On Monday, the Supreme Court remanded the case of The Association for Molecular Pathology, et al., v. Myriad Genetics, Inc., et al (Docket No. 11-725) to the Federal Circuit Court of Appeals. That case concerned patents held on the BRCA1 and BRCA2 genes, which are both closely associated with the risk of developing breast and ovarian cancer. The genes were isolated by Myriad Genetics and the University of Utah, and Myriad manufactures the only test currently available to identify the two genes.
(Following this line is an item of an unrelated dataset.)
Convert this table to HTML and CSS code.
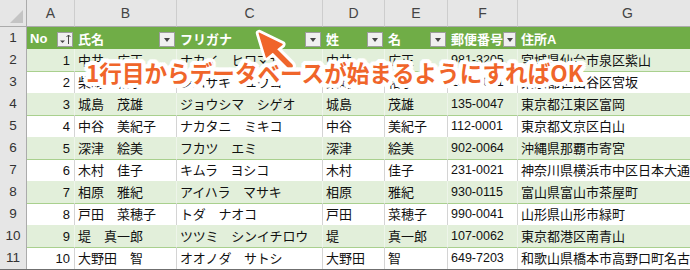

In July 2011, the appellate court ruled 2-to-1 in favor of Myriad, stating that the genes could be patented because they did not occur in isolation in nature. This reversed a decision made by a US District Court in New York in March 2010 that stated that Myriad could not patent the genes.

However, last week, the Supreme Court made a decision regarding patents on molecular testing that prompted the nation’s highest judicial authority to ask the appellate court to reconsider its previous decision with regard to Myriad: The case of Mayo Collaborative Services, Mayo Medical Laboratories, et al., v. Prometheus Laboratories, Inc. (Docket No. 10-1150) concerned a blood test used to identify thiopurine metabolites formed when the body breaks down thiopurine drugs taken by patients with gastrointestinal and nongastrointestinal autoimmune diseases to determine whether a prescribing physician should raise or lower the drug dosage.

The Supreme Court ruled that a blood test developed by Prometheus was not eligible for a patent “because the laws of nature recited by Prometheus’ patent claims—the relationships between concentrations of certain metabolites in the blood and the likelihood that a thiopurine drug dosage will prove ineffective or cause harm—are not themselves patentable,” according to the published decision.

The history of the Myriad case dates back to 2009, when the Association for Molecular Pathology (AMP), the American Civil Liberties Union (ACLU), and the Public Patent Foundation filed the lawsuit against the US Patent and Trademark Office and Myriad. They argued that Myriad was creating a monopoly with their patent, since the company has the only test available for the BRCA1 and BRCA2 genes. Additionally, they argued that the company also restricts access of other researchers to the genes.

In a statement released on Monday, Peter Meldrum, president and CEO of Myriad, said he does not believe the decision in the Prometheus case will cause a reversal of the appellate court’s original decision. However, Meldrum indicated that there could be larger consequences of the decision.

“While this case should not have any direct impact to Myriad and its operations because of our extensive patent estate, it has great importance to the medical, pharmaceutical, biotechnology and other commercial industries, as well as the hundreds of millions of people whose lives are bettered by the products these industries develop based on the promise of strong patent protection,” Meldrum said. “Thus, we are prepared to vigorously defend the patent claims granted to Myriad by the US Patent and Trademark Office and believe that we will be successful.”